• [What is expected]: Leaving out every picture, quote the data below exactly as it appears.

::::::

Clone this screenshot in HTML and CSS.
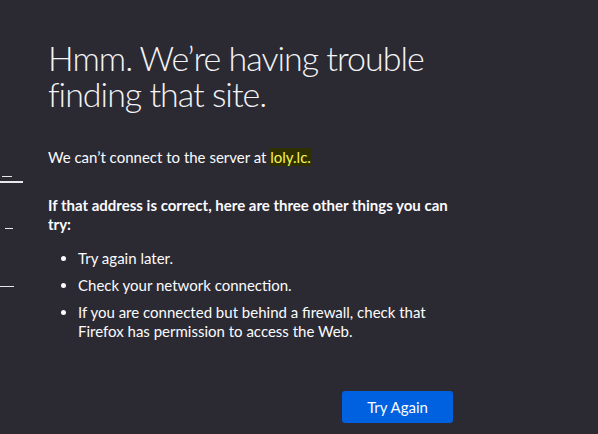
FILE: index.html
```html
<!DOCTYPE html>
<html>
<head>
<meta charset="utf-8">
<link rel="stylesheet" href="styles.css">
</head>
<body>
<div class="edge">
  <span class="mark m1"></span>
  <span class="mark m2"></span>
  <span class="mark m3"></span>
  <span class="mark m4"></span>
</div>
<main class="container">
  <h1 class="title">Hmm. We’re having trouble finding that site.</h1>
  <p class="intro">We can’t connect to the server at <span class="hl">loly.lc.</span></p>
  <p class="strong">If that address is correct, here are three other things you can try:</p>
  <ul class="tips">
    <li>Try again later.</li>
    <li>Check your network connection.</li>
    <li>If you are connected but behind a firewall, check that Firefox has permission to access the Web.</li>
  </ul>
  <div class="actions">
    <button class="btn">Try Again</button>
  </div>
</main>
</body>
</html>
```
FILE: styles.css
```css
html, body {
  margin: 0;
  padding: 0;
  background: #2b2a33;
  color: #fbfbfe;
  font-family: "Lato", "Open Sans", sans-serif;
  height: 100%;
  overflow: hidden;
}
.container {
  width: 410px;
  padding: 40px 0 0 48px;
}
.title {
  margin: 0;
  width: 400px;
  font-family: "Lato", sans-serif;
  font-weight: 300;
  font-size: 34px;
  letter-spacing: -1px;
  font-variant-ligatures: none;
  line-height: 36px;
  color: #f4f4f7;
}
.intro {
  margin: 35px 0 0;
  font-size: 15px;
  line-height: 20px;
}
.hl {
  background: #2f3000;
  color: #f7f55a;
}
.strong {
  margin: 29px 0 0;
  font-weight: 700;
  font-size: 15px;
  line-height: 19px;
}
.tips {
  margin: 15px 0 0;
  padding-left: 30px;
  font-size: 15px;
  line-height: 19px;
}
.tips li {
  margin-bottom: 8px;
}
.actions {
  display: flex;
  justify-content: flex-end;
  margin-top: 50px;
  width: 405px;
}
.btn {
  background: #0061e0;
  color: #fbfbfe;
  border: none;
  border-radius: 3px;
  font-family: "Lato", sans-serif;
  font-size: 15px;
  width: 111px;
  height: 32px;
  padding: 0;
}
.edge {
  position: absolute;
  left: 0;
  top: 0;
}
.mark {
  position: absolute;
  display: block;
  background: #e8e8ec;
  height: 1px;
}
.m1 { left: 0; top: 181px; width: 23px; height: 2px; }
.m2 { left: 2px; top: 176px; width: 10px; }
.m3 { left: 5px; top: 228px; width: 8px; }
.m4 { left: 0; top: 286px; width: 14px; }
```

::::::

• [Answer for the task]:
Clone this screenshot in HTML and CSS.
FILE: index.html
```html
<!DOCTYPE html>
<html>
<head>
<meta charset="utf-8">
<link rel="stylesheet" href="styles.css">
</head>
<body>
<div class="edge">
  <span class="mark m1"></span>
  <span class="mark m2"></span>
  <span class="mark m3"></span>
  <span class="mark m4"></span>
</div>
<main class="container">
  <h1 class="title">Hmm. We’re having trouble finding that site.</h1>
  <p class="intro">We can’t connect to the server at <span class="hl">loly.lc.</span></p>
  <p class="strong">If that address is correct, here are three other things you can try:</p>
  <ul class="tips">
    <li>Try again later.</li>
    <li>Check your network connection.</li>
    <li>If you are connected but behind a firewall, check that Firefox has permission to access the Web.</li>
  </ul>
  <div class="actions">
    <button class="btn">Try Again</button>
  </div>
</main>
</body>
</html>
```
FILE: styles.css
```css
html, body {
  margin: 0;
  padding: 0;
  background: #2b2a33;
  color: #fbfbfe;
  font-family: "Lato", "Open Sans", sans-serif;
  height: 100%;
  overflow: hidden;
}
.container {
  width: 410px;
  padding: 40px 0 0 48px;
}
.title {
  margin: 0;
  width: 400px;
  font-family: "Lato", sans-serif;
  font-weight: 300;
  font-size: 34px;
  letter-spacing: -1px;
  font-variant-ligatures: none;
  line-height: 36px;
  color: #f4f4f7;
}
.intro {
  margin: 35px 0 0;
  font-size: 15px;
  line-height: 20px;
}
.hl {
  background: #2f3000;
  color: #f7f55a;
}
.strong {
  margin: 29px 0 0;
  font-weight: 700;
  font-size: 15px;
  line-height: 19px;
}
.tips {
  margin: 15px 0 0;
  padding-left: 30px;
  font-size: 15px;
  line-height: 19px;
}
.tips li {
  margin-bottom: 8px;
}
.actions {
  display: flex;
  justify-content: flex-end;
  margin-top: 50px;
  width: 405px;
}
.btn {
  background: #0061e0;
  color: #fbfbfe;
  border: none;
  border-radius: 3px;
  font-family: "Lato", sans-serif;
  font-size: 15px;
  width: 111px;
  height: 32px;
  padding: 0;
}
.edge {
  position: absolute;
  left: 0;
  top: 0;
}
.mark {
  position: absolute;
  display: block;
  background: #e8e8ec;
  height: 1px;
}
.m1 { left: 0; top: 181px; width: 23px; height: 2px; }
.m2 { left: 2px; top: 176px; width: 10px; }
.m3 { left: 5px; top: 228px; width: 8px; }
.m4 { left: 0; top: 286px; width: 14px; }
```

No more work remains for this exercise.